One of the biggest, a four-hour digital TV expo at the Coastline Conference and Event Center, was sponsored by NBC affiliate WECT. The first booth inside the door was staffed by three FCC representatives. Martin worked the room in a blue polo shirt bearing a digital-TV transition logo.
As they listened to a steel drum band, dozens of people entered raffles for converter boxes and wandered through the displays by local TV stations, electronics makers and cable and satellite providers.
Clarence Russ, 57, of Wilmington, saw public service announcements about the digital switch and came to find out how to get one of those boxes. An African American who lives on disability payments and uses a coat hanger for an antenna on his old analog set, Russ is the type of person whom civil rights groups and lawmakers worry could be left without TV.
Jill Pender, a senior attorney with the FCC’s consumer bureau, helped Russ. She used one of two laptop computers at the FCC booth to complete an online form for a coupon.
The government filled out the form for Russ. All he had to do was click the signature box.
(BEGIN TEXT OF INFOBOX)
Getting ready for the digital TV switch
All full-power television stations in the U.S. will cease transmitting analog signals by the end of the day Feb. 17, 2009, and begin broadcasting only in digital. Here’s what you need to do to prepare.

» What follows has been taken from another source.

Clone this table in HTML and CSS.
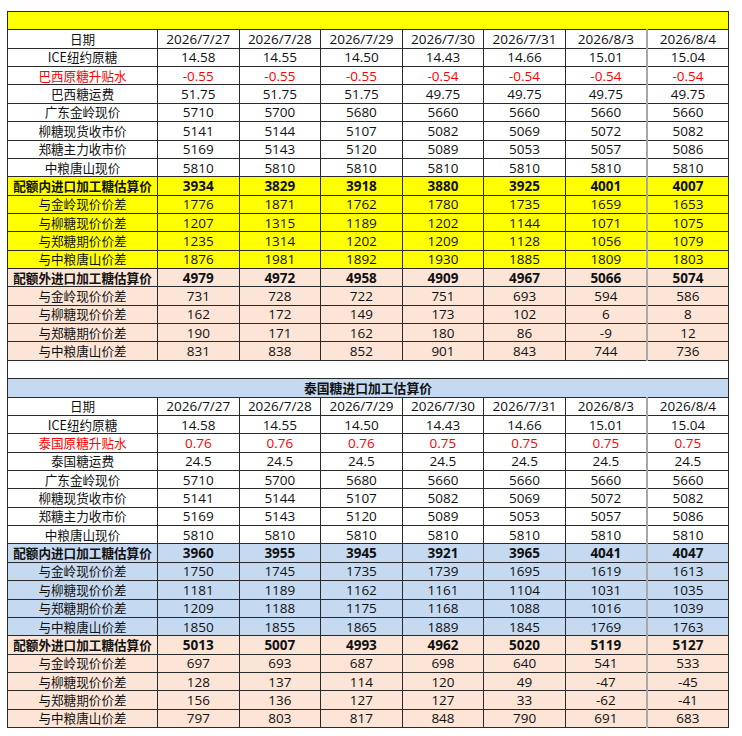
FILE: index.html
```html
<!DOCTYPE html>
<html lang="zh-CN">
<head>
<meta charset="utf-8">
<title>进口加工糖估算价</title>
<link rel="stylesheet" href="styles.css">
</head>
<body>
<table class="sheet">
<colgroup><col class="c-label"><col><col><col><col><col><col><col></colgroup>
<tbody>
<tr class="title-y"><td colspan="8"></td></tr>
<tr><td>日期</td><td>2026/7/27</td><td>2026/7/28</td><td>2026/7/29</td><td>2026/7/30</td><td>2026/7/31</td><td>2026/8/3</td><td class="last">2026/8/4</td></tr>
<tr><td>ICE纽约原糖</td><td>14.58</td><td>14.55</td><td>14.50</td><td>14.43</td><td>14.66</td><td>15.01</td><td class="last">15.04</td></tr>
<tr class="red"><td>巴西原糖升贴水</td><td>-0.55</td><td>-0.55</td><td>-0.55</td><td>-0.54</td><td>-0.54</td><td>-0.54</td><td class="last">-0.54</td></tr>
<tr><td>巴西糖运费</td><td>51.75</td><td>51.75</td><td>51.75</td><td>49.75</td><td>49.75</td><td>49.75</td><td class="last">49.75</td></tr>
<tr><td>广东金岭现价</td><td>5710</td><td>5700</td><td>5680</td><td>5660</td><td>5660</td><td>5660</td><td class="last">5660</td></tr>
<tr><td>柳糖现货收市价</td><td>5141</td><td>5144</td><td>5107</td><td>5082</td><td>5069</td><td>5072</td><td class="last">5082</td></tr>
<tr><td>郑糖主力收市价</td><td>5169</td><td>5143</td><td>5120</td><td>5089</td><td>5053</td><td>5057</td><td class="last">5086</td></tr>
<tr><td>中粮唐山现价</td><td>5810</td><td>5810</td><td>5810</td><td>5810</td><td>5810</td><td>5810</td><td class="last">5810</td></tr>
<tr class="yellow bold"><td>配额内进口加工糖估算价</td><td>3934</td><td>3829</td><td>3918</td><td>3880</td><td>3925</td><td>4001</td><td class="last">4007</td></tr>
<tr class="yellow"><td>与金岭现价价差</td><td>1776</td><td>1871</td><td>1762</td><td>1780</td><td>1735</td><td>1659</td><td class="last">1653</td></tr>
<tr class="yellow"><td>与柳糖现价价差</td><td>1207</td><td>1315</td><td>1189</td><td>1202</td><td>1144</td><td>1071</td><td class="last">1075</td></tr>
<tr class="yellow"><td>与郑糖期价价差</td><td>1235</td><td>1314</td><td>1202</td><td>1209</td><td>1128</td><td>1056</td><td class="last">1079</td></tr>
<tr class="yellow"><td>与中粮唐山价差</td><td>1876</td><td>1981</td><td>1892</td><td>1930</td><td>1885</td><td>1809</td><td class="last">1803</td></tr>
<tr class="peach bold"><td>配额外进口加工糖估算价</td><td>4979</td><td>4972</td><td>4958</td><td>4909</td><td>4967</td><td>5066</td><td class="last">5074</td></tr>
<tr class="peach"><td>与金岭现价价差</td><td>731</td><td>728</td><td>722</td><td>751</td><td>693</td><td>594</td><td class="last">586</td></tr>
<tr class="peach"><td>与柳糖现价价差</td><td>162</td><td>172</td><td>149</td><td>173</td><td>102</td><td>6</td><td class="last">8</td></tr>
<tr class="peach"><td>与郑糖期价价差</td><td>190</td><td>171</td><td>162</td><td>180</td><td>86</td><td>-9</td><td class="last">12</td></tr>
<tr class="peach"><td>与中粮唐山价差</td><td>831</td><td>838</td><td>852</td><td>901</td><td>843</td><td>744</td><td class="last">736</td></tr>
<tr class="blank"><td colspan="8"></td></tr>
<tr class="title-b"><td colspan="8">泰国糖进口加工估算价</td></tr>
<tr><td>日期</td><td>2026/7/27</td><td>2026/7/28</td><td>2026/7/29</td><td>2026/7/30</td><td>2026/7/31</td><td>2026/8/3</td><td class="last">2026/8/4</td></tr>
<tr><td>ICE纽约原糖</td><td>14.58</td><td>14.55</td><td>14.50</td><td>14.43</td><td>14.66</td><td>15.01</td><td class="last">15.04</td></tr>
<tr class="red"><td>泰国原糖升贴水</td><td>0.76</td><td>0.76</td><td>0.76</td><td>0.75</td><td>0.75</td><td>0.75</td><td class="last">0.75</td></tr>
<tr><td>泰国糖运费</td><td>24.5</td><td>24.5</td><td>24.5</td><td>24.5</td><td>24.5</td><td>24.5</td><td class="last">24.5</td></tr>
<tr><td>广东金岭现价</td><td>5710</td><td>5700</td><td>5680</td><td>5660</td><td>5660</td><td>5660</td><td class="last">5660</td></tr>
<tr><td>柳糖现货收市价</td><td>5141</td><td>5144</td><td>5107</td><td>5082</td><td>5069</td><td>5072</td><td class="last">5082</td></tr>
<tr><td>郑糖主力收市价</td><td>5169</td><td>5143</td><td>5120</td><td>5089</td><td>5053</td><td>5057</td><td class="last">5086</td></tr>
<tr><td>中粮唐山现价</td><td>5810</td><td>5810</td><td>5810</td><td>5810</td><td>5810</td><td>5810</td><td class="last">5810</td></tr>
<tr class="blue bold"><td>配额内进口加工糖估算价</td><td>3960</td><td>3955</td><td>3945</td><td>3921</td><td>3965</td><td>4041</td><td class="last">4047</td></tr>
<tr class="blue"><td>与金岭现价价差</td><td>1750</td><td>1745</td><td>1735</td><td>1739</td><td>1695</td><td>1619</td><td class="last">1613</td></tr>
<tr class="blue"><td>与柳糖现价价差</td><td>1181</td><td>1189</td><td>1162</td><td>1161</td><td>1104</td><td>1031</td><td class="last">1035</td></tr>
<tr class="blue"><td>与郑糖期价价差</td><td>1209</td><td>1188</td><td>1175</td><td>1168</td><td>1088</td><td>1016</td><td class="last">1039</td></tr>
<tr class="blue"><td>与中粮唐山价差</td><td>1850</td><td>1855</td><td>1865</td><td>1889</td><td>1845</td><td>1769</td><td class="last">1763</td></tr>
<tr class="peach bold"><td>配额外进口加工糖估算价</td><td>5013</td><td>5007</td><td>4993</td><td>4962</td><td>5020</td><td>5119</td><td class="last">5127</td></tr>
<tr class="peach"><td>与金岭现价价差</td><td>697</td><td>693</td><td>687</td><td>698</td><td>640</td><td>541</td><td class="last">533</td></tr>
<tr class="peach"><td>与柳糖现价价差</td><td>128</td><td>137</td><td>114</td><td>120</td><td>49</td><td>-47</td><td class="last">-45</td></tr>
<tr class="peach"><td>与郑糖期价价差</td><td>156</td><td>136</td><td>127</td><td>127</td><td>33</td><td>-62</td><td class="last">-41</td></tr>
<tr class="peach"><td>与中粮唐山价差</td><td>797</td><td>803</td><td>817</td><td>848</td><td>790</td><td>691</td><td class="last">683</td></tr>
</tbody>
</table>
</body>
</html>
```

FILE: styles.css
```css
html, body {
  margin: 0;
  padding: 0;
  background: #ffffff;
}

body {
  padding: 11px 0 0 7px;
  font-family: "Open Sans", "Noto Sans CJK SC", sans-serif;
  font-size: 13.5px;
  color: #111;
}

.sheet {
  border-collapse: collapse;
  table-layout: fixed;
  width: 722px;
}

.sheet col.c-label {
  width: 150px;
}

.sheet tr {
  height: 18.36px;
}

.sheet td {
  border: 1px solid #2a2a2a;
  padding: 0;
  text-align: center;
  vertical-align: middle;
  line-height: 16px;
  white-space: nowrap;
  overflow: hidden;
}

.sheet td:first-child {
  font-family: "Noto Sans CJK SC", sans-serif;
  font-size: 12.6px;
}

.sheet td.last {
  border-left: 2px solid #a8a8a8;
}

.title-y td {
  background: #ffff00;
}

.sheet .title-b td {
  background: #c5d9f1;
  font-weight: bold;
  font-family: "Noto Sans CJK SC", sans-serif;
  font-size: 12.8px;
}

.blank td {
  background: #ffffff;
}

.red td {
  color: #ff0000;
}

.yellow td {
  background: #ffff00;
}

.peach td {
  background: #fce4d6;
}

.blue td {
  background: #c5d9f1;
}

.bold td {
  font-weight: bold;
}
```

If you get your TV via cable, satellite or phone lines, you should be fine. Pay TV providers have promised to continue converting the digital signal to analog for people with older sets, although some customers might need to rent a set-top box. Check with your provider.
If you depend on an antenna or perhaps have an extra television that uses one, check to see whether your set has a digital tuner. Most TVs sold after early 2007 have one and can receive the new signals. If you bought your TV before 2004, it’s unlikely to have a digital tuner. You’ll need either a new digital set or a digital-to-analog converter box.
The federal government is offering each household two $40 coupons to buy basic converter boxes, which range in price from $40 to $70. You can apply for a coupon at www.dtv2009.gov or by calling 888-388-2009.